3K students at St. John Vianney watch the all-school Mass on Wednesday, Feb. 2. (Photo by Larry Hanson)
Parents who send their children to Catholic schools are following the example of Mary and Joseph in doing what’s best for their offspring.
Archbishop Jerome E. Listecki drew those parallels at an all-school Mass at St. John Vianney as part of Catholic Schools Week on Wednesday, Feb. 2, the Feast of the Presentation of the Lord.
In the Gospel reading (Luke 2:22-40), Mary and Joseph take Jesus to temple to be presented to God. “The child’s father and mother were amazed at what was said about him; and Simeon blessed them and said to Mary his mother, ‘Behold, this child is destined for the fall and rise of many in Israel, and to be a sign that will be contradicted so that the thoughts of many hearts may be revealed.’”
“Outwardly, he was fulfilling the law, but in reality, he was coming to meet his believing people, prompted by the Holy Spirit,” Archbishop Listecki said in his opening comments at the beginning of Mass.
The archbishop said Mary and Joseph wanted to do what was best for Jesus – to be in a relationship with God. He said the students’ parents did the same thing for them a few years ago, bringing them to the Church to be baptized and to acknowledge the gift they were given by God.
“Your families did the same thing,” Archbishop Listecki said. “They wanted ultimately what’s best for you – your relationship with Jesus, your relationship with God. They wanted to make sure that was established in your lives. They wanted to acknowledge that gift that God had given to them and understood that they were entrusted with making sure you were on the right path.”
The Mass began with the blessing of candles – a symbol of the light Jesus represents.
“Without that light, sometimes you stumble,” Archbishop Listecki said. “Sometimes you bump into things. Sometimes you fall. With that light, you’re able to see and you’re able to direct your steps.”
He added that Catholic education serves as the light that allows the students to take steps and have a vision for the world.
The Mass at the Brookfield school is part of the archbishop’s tradition of celebrating Mass at schools throughout the archdiocese during Catholic Schools Week.
“I’m going to celebrate with the various communities, to celebrate who you are and to tell you how proud we are that you make up the community of Catholic schools,” Archbishop Listecki said.
For St.

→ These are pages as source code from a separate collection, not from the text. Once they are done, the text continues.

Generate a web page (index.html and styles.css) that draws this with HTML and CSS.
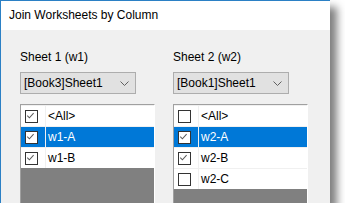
FILE: index.html
```html
<!DOCTYPE html>
<html lang="en">

<head>
  <meta charset="UTF-8">
  <meta name="viewport" content="width=device-width, initial-scale=1.0">
  <title>Join Worksheets by Column</title>
  <link rel="stylesheet" href="styles.css">
</head>

<body>
  <div class="window">
    <div class="titlebar">Join Worksheets by Column</div>
    <div class="content">
      <div class="col">
        <div class="label">Sheet 1 (w1)</div>
        <div class="combo">
          <span>[Book3]Sheet1</span>
          <svg class="chevron" width="9" height="5" viewBox="0 0 9 5"><polyline points="0.5,0.5 4.5,4.5 8.5,0.5" /></svg>
        </div>
        <div class="list">
          <div class="row">
            <div class="check"><span class="box on"><svg viewBox="0 0 13 13"><polyline points="2.5,6.5 5,9 10,3.5" /></svg></span></div>
            <div class="text">&lt;All&gt;</div>
          </div>
          <div class="row selected">
            <div class="check"><span class="box on"><svg viewBox="0 0 13 13"><polyline points="2.5,6.5 5,9 10,3.5" /></svg></span></div>
            <div class="text">w1-A</div>
          </div>
          <div class="row">
            <div class="check"><span class="box on"><svg viewBox="0 0 13 13"><polyline points="2.5,6.5 5,9 10,3.5" /></svg></span></div>
            <div class="text">w1-B</div>
          </div>
        </div>
      </div>
      <div class="col">
        <div class="label">Sheet 2 (w2)</div>
        <div class="combo">
          <span>[Book1]Sheet1</span>
          <svg class="chevron" width="9" height="5" viewBox="0 0 9 5"><polyline points="0.5,0.5 4.5,4.5 8.5,0.5" /></svg>
        </div>
        <div class="list">
          <div class="row">
            <div class="check"><span class="box"></span></div>
            <div class="text">&lt;All&gt;</div>
          </div>
          <div class="row selected">
            <div class="check"><span class="box on"><svg viewBox="0 0 13 13"><polyline points="2.5,6.5 5,9 10,3.5" /></svg></span></div>
            <div class="text">w2-A</div>
          </div>
          <div class="row">
            <div class="check"><span class="box on"><svg viewBox="0 0 13 13"><polyline points="2.5,6.5 5,9 10,3.5" /></svg></span></div>
            <div class="text">w2-B</div>
          </div>
          <div class="row">
            <div class="check"><span class="box"></span></div>
            <div class="text">w2-C</div>
          </div>
        </div>
      </div>
    </div>
  </div>
</body>

</html>
```

FILE: styles.css
```css
body {
  margin: 0;
  background: #fff;
  font-family: "Liberation Sans", Arial, sans-serif;
  font-size: 12px;
  color: #000;
}

.window {
  width: 329px;
  height: 202px;
  border-top: 1px solid #2b80c5;
  border-left: 1px solid #2b80c5;
  background: #f0f0f0;
  box-shadow: 7px 7px 8px rgba(0, 0, 0, 0.5);
  overflow: hidden;
}

.titlebar {
  height: 29px;
  line-height: 29px;
  padding-left: 8px;
  background: #fff;
}

.content {
  display: flex;
  gap: 18px;
  padding: 19px 0 0 19px;
}

.col {
  width: 135px;
  display: flex;
  flex-direction: column;
}

.label {
  height: 16px;
  line-height: 16px;
}

.combo {
  box-sizing: border-box;
  width: 116px;
  height: 22px;
  margin-top: 7px;
  padding: 0 6px 0 3px;
  border: 1px solid #adadad;
  background: #e1e1e1;
  display: flex;
  align-items: center;
  justify-content: space-between;
}

.chevron polyline {
  fill: none;
  stroke: #606060;
  stroke-width: 1;
}

.list {
  margin-top: 10px;
  height: 120px;
  border-top: 1px solid #a0a0a0;
  border-left: 1px solid #a0a0a0;
  border-right: 1px solid #fff;
  background: #808080;
}

.row {
  display: flex;
  height: 20px;
  border-top: 1px solid #f0f0f0;
  background: #fff;
}

.row.selected {
  background: #0078d7;
  color: #fff;
}

.check {
  width: 25px;
  border-right: 1px solid #f0f0f0;
  display: flex;
  align-items: center;
  padding-left: 4px;
  box-sizing: border-box;
}

.box {
  box-sizing: border-box;
  width: 13px;
  height: 13px;
  border: 1px solid #333;
  background: #fff;
  display: block;
}

.box svg {
  display: block;
  width: 11px;
  height: 11px;
  margin: 0;
}

.box svg polyline {
  fill: none;
  stroke: #5a5a5a;
  stroke-width: 1.2;
  transform: translate(-1px, -1px);
}

.text {
  padding-left: 2px;
  line-height: 20px;
}
```
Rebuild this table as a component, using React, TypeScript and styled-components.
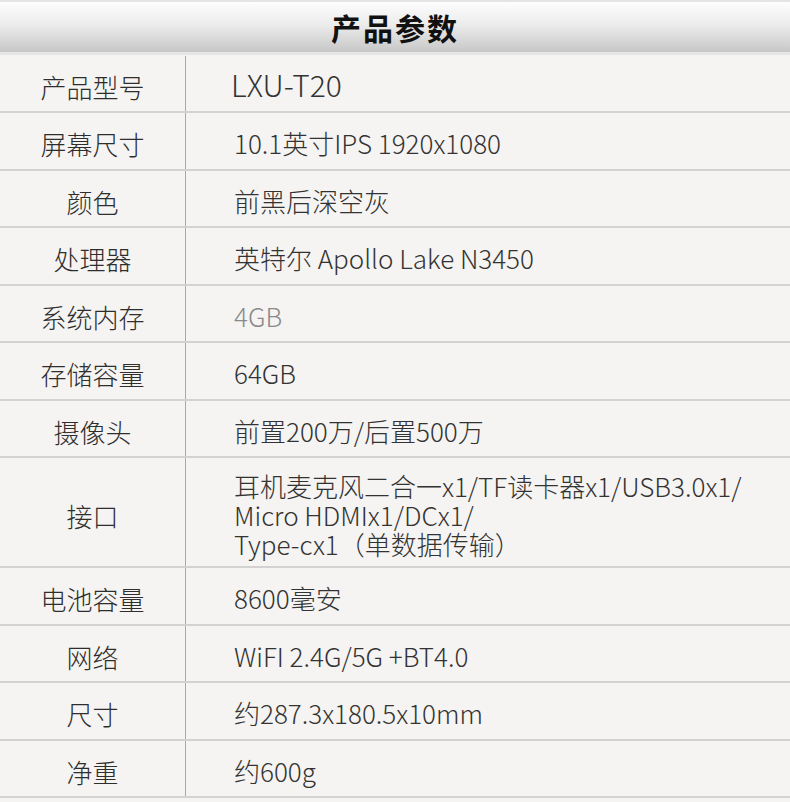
import React from "react";
import styled, { createGlobalStyle } from "styled-components";

const GlobalStyle = createGlobalStyle`
  html, body {
    margin: 0;
    padding: 0;
    background: #f5f4f2;
  }
  body {
    font-family: "Noto Sans CJK SC", "Noto Sans", sans-serif;
    color: #333;
  }
`;

const Page = styled.div`
  width: 790px;
  height: 802px;
  overflow: hidden;
  background: #f5f4f2;
`;

const TitleBar = styled.div`
  border-top: 2px solid #e4e4e4;
  border-bottom: 3px solid #e6e6e6;
  height: 50px;
  display: flex;
  align-items: center;
  justify-content: center;
  background: linear-gradient(to bottom, #fdfdfd 0%, #ececec 45%, #c7c7c7 100%);
`;

const Title = styled.h1`
  margin: 0;
  font-size: 30px;
  font-weight: 700;
  letter-spacing: 2px;
  color: #111;
  line-height: 1;
`;

const Table = styled.div`
  display: flex;
  flex-direction: column;
  padding-top: 0.5px;
`;

const Row = styled.div<{ tall?: boolean }>`
  display: grid;
  grid-template-columns: 185px 1px 1fr;
  height: ${(p) => (p.tall ? "108px" : "55.5px")};
  border-bottom: 2px solid #d2d2d2;
`;

const Label = styled.div`
  display: flex;
  align-items: center;
  justify-content: center;
  padding-top: 6px;
  font-size: 26px;
  font-weight: 300;
  color: #2e2e2e;
`;

const Divider = styled.div`
  background: #a9a9a9;
`;

const Value = styled.div<{ muted?: boolean; big?: boolean }>`
  display: flex;
  flex-direction: column;
  justify-content: center;
  padding: ${(p) => (p.big ? "2px 0 0 45px" : "4px 0 0 48px")};
  font-size: ${(p) => (p.big ? "30px" : "26px")};
  font-weight: 300;
  line-height: 29px;
  white-space: nowrap;
  color: ${(p) => (p.muted ? "#8a8a8a" : "#333")};
`;

const specs: { label: string; value: string[]; muted?: boolean; big?: boolean }[] = [
  { label: "产品型号", value: ["LXU-T20"], big: true },
  { label: "屏幕尺寸", value: ["10.1英寸IPS 1920x1080"] },
  { label: "颜色", value: ["前黑后深空灰"] },
  { label: "处理器", value: ["英特尔 Apollo Lake N3450"] },
  { label: "系统内存", value: ["4GB"], muted: true },
  { label: "存储容量", value: ["64GB"] },
  { label: "摄像头", value: ["前置200万/后置500万"] },
  {
    label: "接口",
    value: ["耳机麦克风二合一x1/TF读卡器x1/USB3.0x1/", "Micro HDMIx1/DCx1/", "Type-cx1（单数据传输）"],
  },
  { label: "电池容量", value: ["8600毫安"] },
  { label: "网络", value: ["WiFI 2.4G/5G +BT4.0"] },
  { label: "尺寸", value: ["约287.3x180.5x10mm"] },
  { label: "净重", value: ["约600g"] },
];

export default function App() {
  return (
    <Page>
      <GlobalStyle />
      <TitleBar>
        <Title>产品参数</Title>
      </TitleBar>
      <Table>
        {specs.map((s) => (
          <Row key={s.label} tall={s.value.length > 1}>
            <Label>{s.label}</Label>
            <Divider />
            <Value muted={s.muted} big={s.big}>
              {s.value.map((line) => (
                <div key={line}>{line}</div>
              ))}
            </Value>
          </Row>
        ))}
      </Table>
    </Page>
  );
}
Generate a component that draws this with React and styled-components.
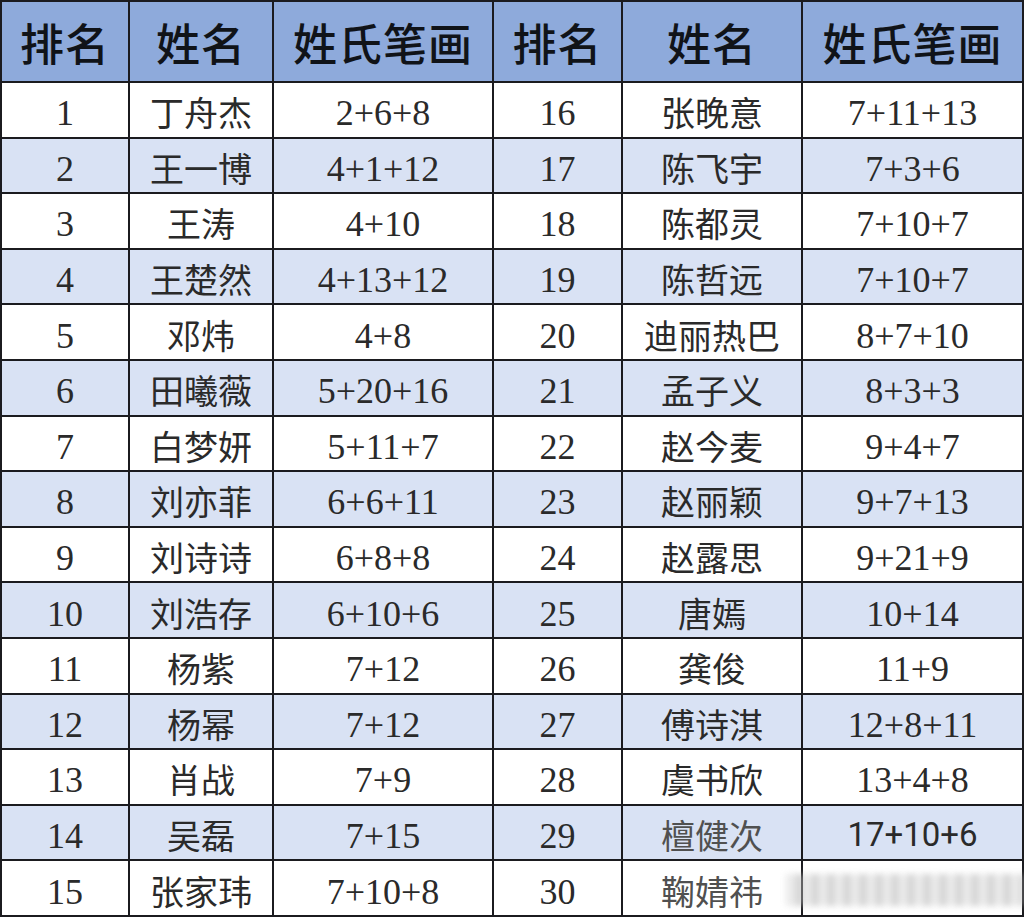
import React from "react"
import styled, { createGlobalStyle } from "styled-components"

const GlobalStyle = createGlobalStyle`
    html, body {
        margin: 0;
        padding: 0;
        background: #ffffff;
    }
`

const Page = styled.div`
    width: 1024px;
    height: 919px;
    position: relative;
    overflow: hidden;
    background: #ffffff;
`

const Grid = styled.div`
    display: grid;
    grid-template-columns: 126px 142px 218px 127px 178px 219px;
    grid-template-rows: 79px repeat(15, 53.6px);
    gap: 2px;
    padding: 2px;
    width: 1024px;
    box-sizing: border-box;
    background: #1b1b1f;
`

const HeadCell = styled.div`
    display: flex;
    align-items: center;
    justify-content: center;
    background: #8eaadb;
    color: #101318;
    font-family: "Noto Sans CJK SC", "Noto Sans", sans-serif;
    font-weight: 500;
    font-size: 44px;
    letter-spacing: 1px;
`

const Cell = styled.div`
    display: flex;
    align-items: center;
    justify-content: center;
    background: ${props => props.shaded ? '#d9e2f4' : '#ffffff'};
    color: ${props => props.faded ? '#505050' : '#2a2a2a'};
    font-family: ${props => props.sans
        ? '"Roboto", "Noto Sans", sans-serif'
        : props.num
            ? '"Liberation Serif", "DejaVu Serif", serif'
            : '"Noto Sans CJK SC", "Noto Sans", sans-serif'};
    font-size: ${props => props.sans ? '33px' : props.num ? '36px' : '34px'};
    padding-top: ${props => props.num ? '7px' : '4px'};
    white-space: nowrap;
`

const Watermark = styled.div`
    position: absolute;
    left: 786px;
    top: 874px;
    width: 238px;
    height: 32px;
    background: repeating-linear-gradient(90deg,
        rgba(200, 200, 200, 0.55) 0px,
        rgba(200, 200, 200, 0.55) 10px,
        rgba(170, 170, 170, 0.75) 10px,
        rgba(170, 170, 170, 0.75) 16px);
    filter: blur(3px);
    opacity: 0.7;
`

const left = [
    ["1", "丁舟杰", "2+6+8"],
    ["2", "王一博", "4+1+12"],
    ["3", "王涛", "4+10"],
    ["4", "王楚然", "4+13+12"],
    ["5", "邓炜", "4+8"],
    ["6", "田曦薇", "5+20+16"],
    ["7", "白梦妍", "5+11+7"],
    ["8", "刘亦菲", "6+6+11"],
    ["9", "刘诗诗", "6+8+8"],
    ["10", "刘浩存", "6+10+6"],
    ["11", "杨紫", "7+12"],
    ["12", "杨幂", "7+12"],
    ["13", "肖战", "7+9"],
    ["14", "吴磊", "7+15"],
    ["15", "张家玮", "7+10+8"],
]

const right = [
    ["16", "张晚意", "7+11+13"],
    ["17", "陈飞宇", "7+3+6"],
    ["18", "陈都灵", "7+10+7"],
    ["19", "陈哲远", "7+10+7"],
    ["20", "迪丽热巴", "8+7+10"],
    ["21", "孟子义", "8+3+3"],
    ["22", "赵今麦", "9+4+7"],
    ["23", "赵丽颖", "9+7+13"],
    ["24", "赵露思", "9+21+9"],
    ["25", "唐嫣", "10+14"],
    ["26", "龚俊", "11+9"],
    ["27", "傅诗淇", "12+8+11"],
    ["28", "虞书欣", "13+4+8"],
    ["29", "檀健次", "17+10+6"],
    ["30", "鞠婧祎", ""],
]

const headers = ["排名", "姓名", "姓氏笔画", "排名", "姓名", "姓氏笔画"]

const App = () => {
    return (
        <Page>
            <GlobalStyle />
            <Grid>
                {headers.map((h, i) => <HeadCell key={'h' + i}>{h}</HeadCell>)}
                {left.map((row, i) => {
                    const shaded = i % 2 === 1
                    const r = right[i]
                    const late = i >= 13
                    return (
                        <React.Fragment key={row[0]}>
                            <Cell num shaded={shaded}>{row[0]}</Cell>
                            <Cell shaded={shaded}>{row[1]}</Cell>
                            <Cell num shaded={shaded}>{row[2]}</Cell>
                            <Cell num shaded={shaded}>{r[0]}</Cell>
                            <Cell shaded={shaded} faded={late}>{r[1]}</Cell>
                            <Cell num={!late} sans={late} shaded={shaded}>{r[2]}</Cell>
                        </React.Fragment>
                    )
                })}
            </Grid>
            <Watermark />
        </Page>
    )
}

export default App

John Vianney Principal Brian Shimon, having the archbishop in person at Mass makes concrete some of the concepts that have been discussed in the classrooms.
“To have our chief shepherd joining our shepherd, Fr. (Ed) Kornath, it just connects us to the wider Church, the family,” Shimon said. “We talk often about our community of faith, and it is just such a tangible way we can expand our faith to the whole Milwaukee community and beyond.”